Despite the work of Sugata Mitra, Maria Montessori, and those student-centered educators in traditional classrooms who were keeping the child and the learning process at the center of their thinking, it is ironic the vast energy in public education in the 20th century was moving completely in the opposite direction. At this time there was a drive towards educational models based on the principal of mass production assembly lines, where efficiency and cost control are essential to doing business successfully.
Educators in the early 20th century, represented notably by Ellwood Cubberley, were deeply interested in creating schools that educated with the same efficiency that the industrial revolution had brought to the factory system of production.USeducators in particular were focused on the challenge of providing public education to the children of immigrants as well as those of established citizens.

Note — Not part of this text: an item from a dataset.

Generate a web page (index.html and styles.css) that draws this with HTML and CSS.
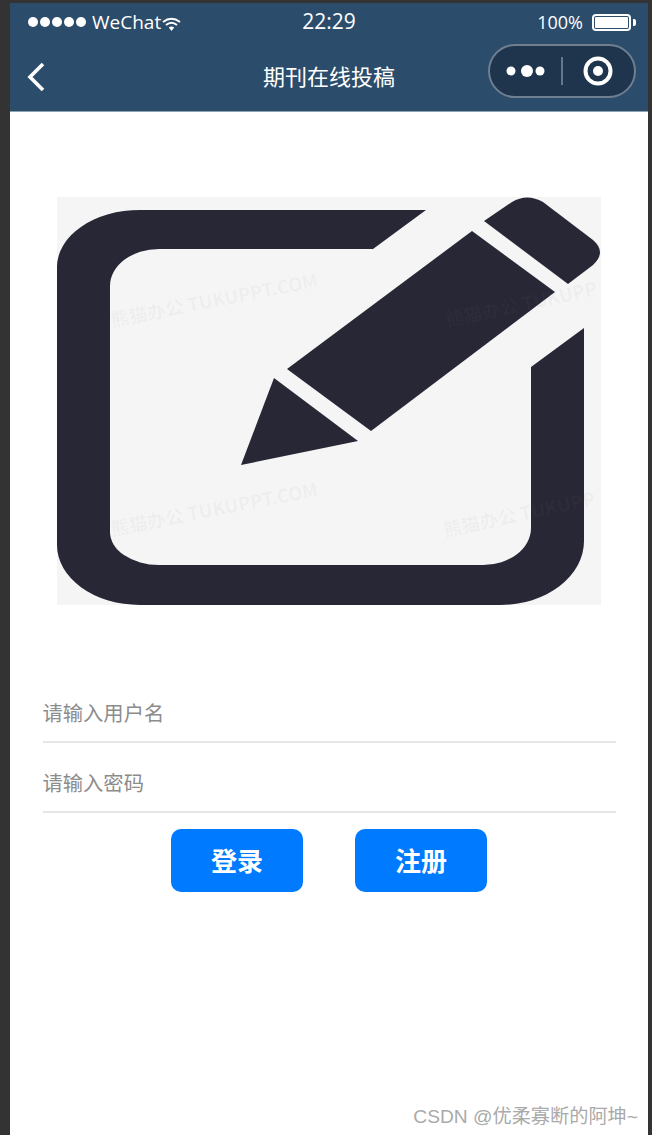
FILE: index.html
```html
<!DOCTYPE html>
<html lang="en">
<head>
    <meta charset="UTF-8">
    <meta name="viewport" content="width=device-width, initial-scale=1.0">
    <title>期刊在线投稿</title>
    <link rel="stylesheet" href="styles.css">
</head>
<body>
    <div class="phone">
        <div class="header">
            <div class="status-bar">
                <div class="status-left">
                    <span class="signal"><i></i><i></i><i></i><i></i><i></i></span>
                    <span class="carrier">WeChat</span>
                    <svg class="wifi" viewBox="0 0 19 14" width="19" height="14">
                        <path d="M1 5 Q9.5 -1.5 18 5" fill="none" stroke="#fff" stroke-width="2"/>
                        <path d="M4 8 Q9.5 3.5 15 8" fill="none" stroke="#fff" stroke-width="2"/>
                        <path d="M6.8 10.6 Q9.5 8.6 12.2 10.6 L9.5 14 Z" fill="#fff"/>
                    </svg>
                </div>
                <div class="status-time">22:29</div>
                <div class="status-right">
                    <span class="percent">100%</span>
                    <span class="battery"><span class="battery-level"></span></span>
                    <span class="battery-nub"></span>
                </div>
            </div>
            <div class="nav-bar">
                <div class="nav-left">
                    <svg class="back" viewBox="0 0 18 30" width="18" height="30">
                        <path d="M16 2 L3 15 L16 28" fill="none" stroke="#fff" stroke-width="3.6"/>
                    </svg>
                </div>
                <div class="nav-title">期刊在线投稿</div>
                <div class="nav-right">
                    <div class="capsule">
                        <svg viewBox="0 0 148 54" width="148" height="54">
                            <circle cx="23" cy="27" r="4.5" fill="#fff"/>
                            <circle cx="39" cy="27" r="6" fill="#fff"/>
                            <circle cx="52" cy="27" r="4.5" fill="#fff"/>
                            <line x1="74" y1="13" x2="74" y2="41" stroke="#65778a" stroke-width="2"/>
                            <circle cx="110" cy="27" r="12.5" fill="none" stroke="#fff" stroke-width="4"/>
                            <circle cx="110" cy="27" r="5" fill="#fff"/>
                        </svg>
                    </div>
                </div>
            </div>
        </div>

        <div class="content">
            <svg class="logo" viewBox="0 0 544 408" width="544" height="408">
                <rect width="544" height="408" fill="#f5f5f5"/>
                <path class="ink" fill-rule="evenodd" d="M369 13 L316 52 L102 52 A49 37 0 0 0 53 89 L53 335 A49 33 0 0 0 102 368 L426 368 A48 37 0 0 0 474 331 L474 170 L527 131 L527 344 A84 64 0 0 1 443 408 L83 408 A83 60 0 0 1 0 348 L0 70 A83 57 0 0 1 83 13 Z"/>
                <polygon class="ink" points="415,34 498,95 314,234 230,172"/>
                <polygon class="ink" points="217,181 184,268 301,244"/>
                <path class="ink" d="M427 24 L455 5 Q470 -4 486 5 L536 43 Q550 55 536 68 L511 87 Z"/>
                <text class="mark" transform="translate(55 130) rotate(-11)">熊猫办公 TUKUPPT.COM</text>
                <text class="mark" transform="translate(55 339) rotate(-11)">熊猫办公 TUKUPPT.COM</text>
                <text class="mark" transform="translate(390 130) rotate(-12)">熊猫办公 TUKUPP</text>
                <text class="mark" transform="translate(388 340) rotate(-12)">熊猫办公 TUKUPP</text>
            </svg>

            <div class="form">
                <input class="field" type="text" placeholder="请输入用户名">
                <input class="field" type="password" placeholder="请输入密码">
                <div class="actions">
                    <button class="btn">登录</button>
                    <button class="btn">注册</button>
                </div>
            </div>
        </div>
    </div>
    <div class="credit">CSDN @优柔寡断的阿坤~</div>
</body>
</html>
```

FILE: styles.css
```css
html, body {
    height: 100%;
}
body {
    margin: 0;
    padding: 3px 4px 0 10px;
    box-sizing: border-box;
    overflow: hidden;
    background-color: #333;
    font-family: "Open Sans", "Noto Sans CJK SC", sans-serif;
}
.phone {
    height: 100%;
    display: flex;
    flex-direction: column;
    background-color: #fff;
}
.header {
    height: 109px;
    background-color: #2b4c6b;
    color: #fff;
    border-bottom: 1px solid #8fa3b5;
    box-sizing: border-box;
}

/* status bar */
.status-bar {
    height: 38px;
    display: grid;
    grid-template-columns: 1fr auto 1fr;
    align-items: center;
    padding: 0 12px;
}
.status-left, .status-right {
    display: flex;
    align-items: center;
}
.status-right {
    justify-content: flex-end;
}
.signal {
    display: flex;
    gap: 2px;
    margin: 0 6px;
}
.signal i {
    width: 10px;
    height: 10px;
    border-radius: 50%;
    background-color: #fff;
}
.carrier {
    font-size: 19px;
    line-height: 24px;
}
.wifi {
    margin: 4px 0 0 1px;
}
.status-time {
    font-size: 21px;
    line-height: 26px;
    margin-top: -2px;
}
.percent {
    font-size: 18px;
    margin-right: 9px;
}
.battery {
    width: 39px;
    height: 17px;
    margin-top: 1px;
    padding: 2px;
    box-sizing: border-box;
    border: 2px solid #fff;
    border-radius: 4px;
    display: flex;
}
.battery-level {
    flex: 1;
    background-color: #fff;
    border-radius: 1px;
    margin: -1px;
}
.battery-nub {
    width: 3px;
    height: 7px;
    margin: 1px 0 0 2px;
    background-color: #fff;
    border-radius: 0 2px 2px 0;
}

/* nav bar */
.nav-bar {
    height: 70px;
    display: grid;
    grid-template-columns: 1fr auto 1fr;
    align-items: center;
    padding: 0 12px;
}
.back {
    display: block;
    margin: 2px 0 0 5px;
}
.nav-title {
    font-family: "Noto Sans CJK SC", sans-serif;
    font-size: 22px;
    margin-top: -3px;
}
.nav-right {
    display: flex;
    justify-content: flex-end;
}
.capsule {
    width: 148px;
    height: 54px;
    margin-bottom: 10px;
    border-radius: 27px;
    box-sizing: border-box;
    border: 2px solid #6f7f90;
    background-color: #1f354d;
    overflow: hidden;
}
.capsule svg {
    display: block;
    margin: -2px;
}

/* logo */
.content {
    flex: 1;
    display: flex;
    flex-direction: column;
    align-items: center;
    padding-top: 85px;
}
.logo {
    display: block;
}
.ink {
    fill: #282736;
}
.mark {
    font-family: "Noto Sans CJK SC", sans-serif;
    font-size: 18.5px;
    font-weight: 700;
    fill: #808080;
    fill-opacity: 0.06;
}

/* form */
.form {
    width: 573px;
    margin-top: 68px;
    display: flex;
    flex-direction: column;
}
.field {
    height: 70px;
    padding: 9px 0 0;
    border: none;
    border-bottom: 2px solid #e6e6e6;
    box-sizing: border-box;
    outline: none;
    font-family: "Noto Sans CJK SC", sans-serif;
    font-size: 20.3px;
    background: transparent;
}
.field::placeholder {
    color: #8c8c8c;
    opacity: 1;
}
.actions {
    display: flex;
    justify-content: center;
    gap: 52px;
    margin-top: 16px;
}
.btn {
    width: 132px;
    height: 63px;
    padding: 0 0 2px;
    border: none;
    border-radius: 10px;
    background-color: #007aff;
    color: #fff;
    font-family: "Noto Sans CJK SC", sans-serif;
    font-size: 26px;
    font-weight: 700;
}

/* site watermark over the page */
.credit {
    position: absolute;
    right: 14px;
    bottom: 6px;
    font-family: "Liberation Sans", "Noto Sans CJK SC", sans-serif;
    font-size: 19.2px;
    color: #aaa;
}
```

The goal was to create productive workers who understood democratic values and who had the knowledge and skills to contribute to national productivity. The method and philosophy were based on principles of industry that at the time were thought to be the best and most modern innovations for creating efficiency in education. According to Cubberley, schools were to be “factories in which the raw materials (children) are to be shaped and fashioned into products to meet the various demands of life. The specifications for manufacturing come from the demands of twentieth century civilization, and it is the business of the school to build its pupils according to the specifications laid down.”
This approach was considered scientific and based on theories of social efficiency.
It was predicated on three main concepts:
- The School as Factory
- The Child as Product
- Standardized Testing as Quality Control
The child was thought of as a piece of raw material to be shaped by the educational‘factory’ into a quality ‘product’. Teaching became viewed as a form of training and schools were expected to operate more like assembly lines, working on children as they passed through various stages of the curriculum.” While we have come a long way in the past 100 years, it would appear that some aspects of our thinking have not changed.